The European Social Fund has helped provide integration services for the Polish metalworkers. They are housed in small rural communities where it is easy to find services and make contacts. Of course, there are more services for immigrants in towns and cities, but in those places immigrants are often left to their own devices in finding them.
In the sectors suffering the worst labour shortages, European recruitment is not enough. A case in point is Esperi Care, an ambulance operator and healthcare service provider, which is in the process of recruiting a hundred nurses in the Philippines, mostly to work in a privately run senior citizens' home in Helsinki. Adult education centre Adulta, which operates in the municipalities around Helsinki, plans to start training Chinese metalworkers and nurses for jobs in Finland.
Learn the language and have your paperwork in order
Though immigrants are supported in many ways, coming to work in Finland does of course require a certain spirit of enterprise and an open mind. The most important issue, and the biggest, is language. There are very few jobs in which it is possible to work without knowing any Finnish at all, and for reasons of occupational safety alone it is vital to be able to communicate.
Local authorities, and indeed many employers too, provide immigrants and their families with language training, either gratis or at very low cost. There are individual differences in how fast one learns a new language, of course, but Tiina Oinonen reckons that with six months of intensive effort one should learn enough to get by at the average workplace.
Finland sets great value on vocational training, and in many fields and positions there are statutory qualification requirements.
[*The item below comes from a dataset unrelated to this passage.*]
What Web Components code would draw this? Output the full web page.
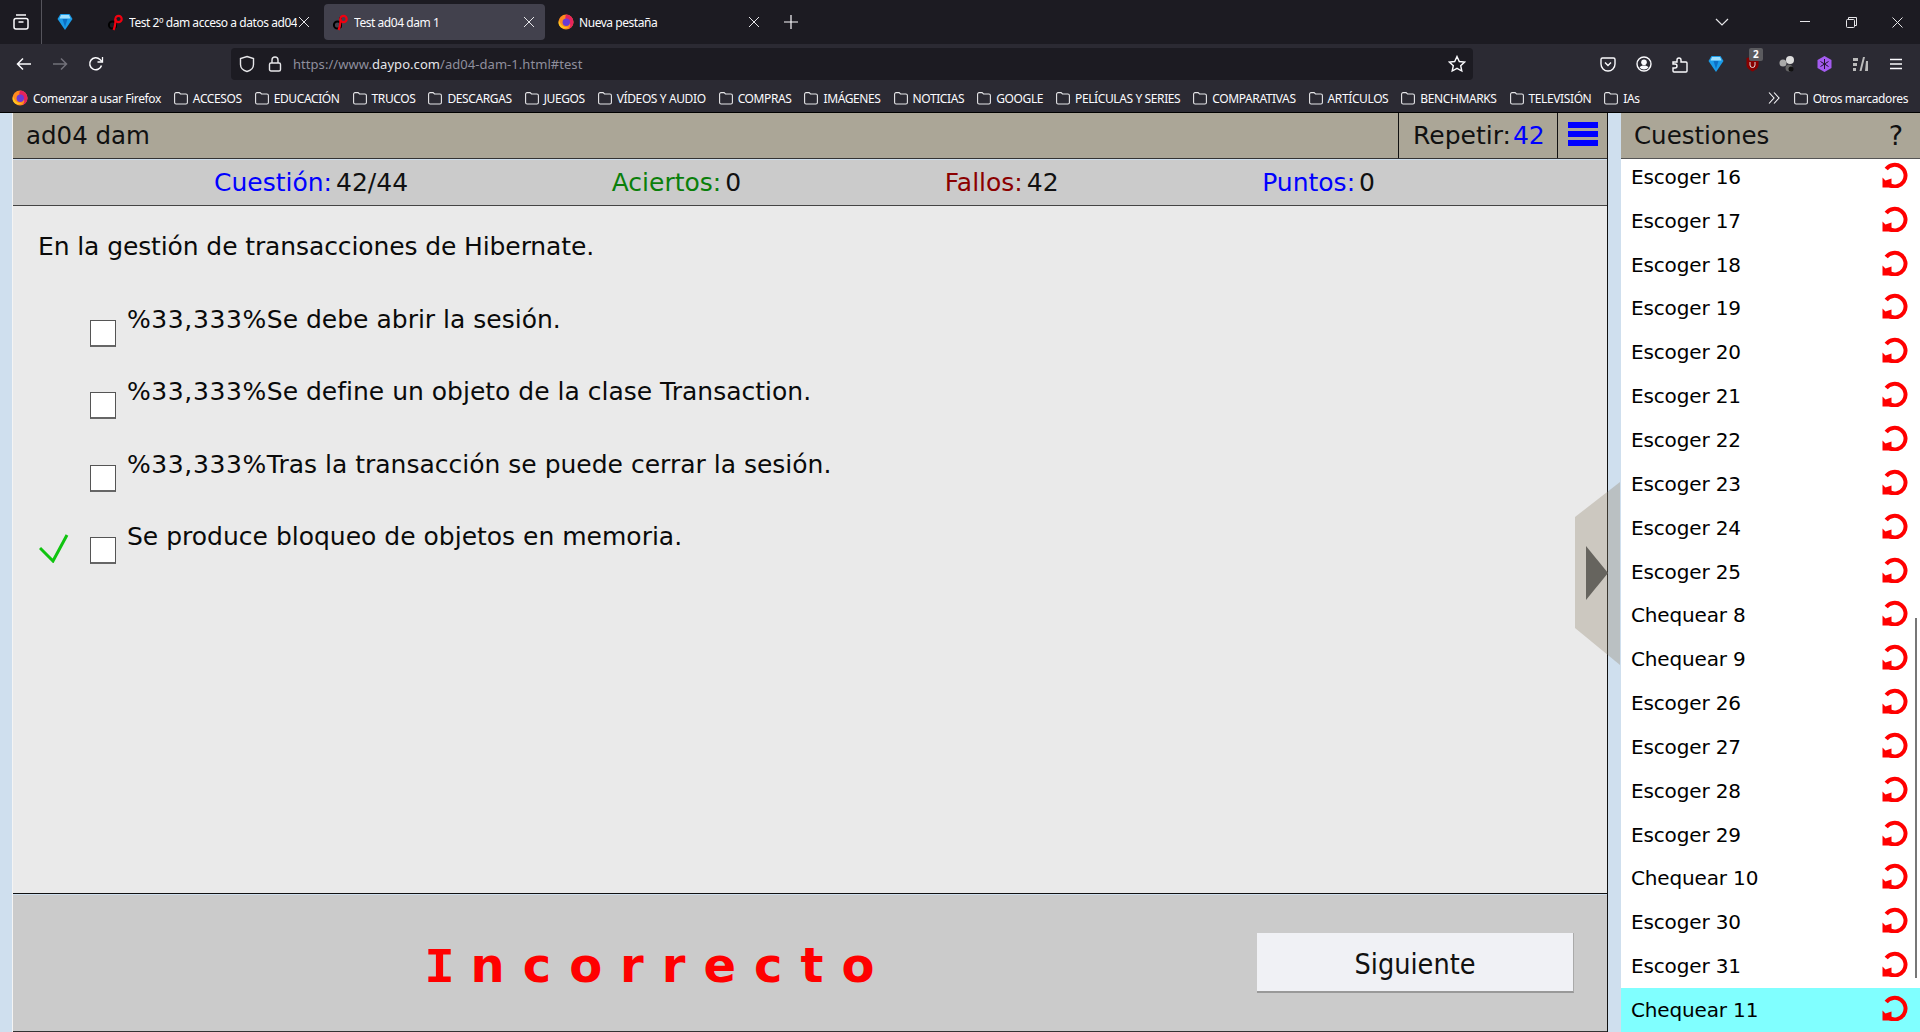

All persons who have studied and gained a qualification outside Finland would therefore do well to check in advance that their qualifications are officially accepted in Finland.
Integration services for immigrants are provided by law, with local authorities and employment offices carrying the prime responsibility for organizing them.
So what does Finland have to offer workers from abroad? Why is it worth coming to Finland?
"Finland can offer good, high-quality working conditions, employees have a secure status, children and adolescents have good educational opportunities, public services run smoothly, and we have many successful, internationally respected companies…," Tiina Oinonen states.
…and then of course there is our wonderful northern countryside with its multitude of recreational and sporting opportunities, a lively cultural and organizational life, a wide range of inexpensive study choices, clean and comfortable housing, and a society that really functions well in every way. Welcome to Finland!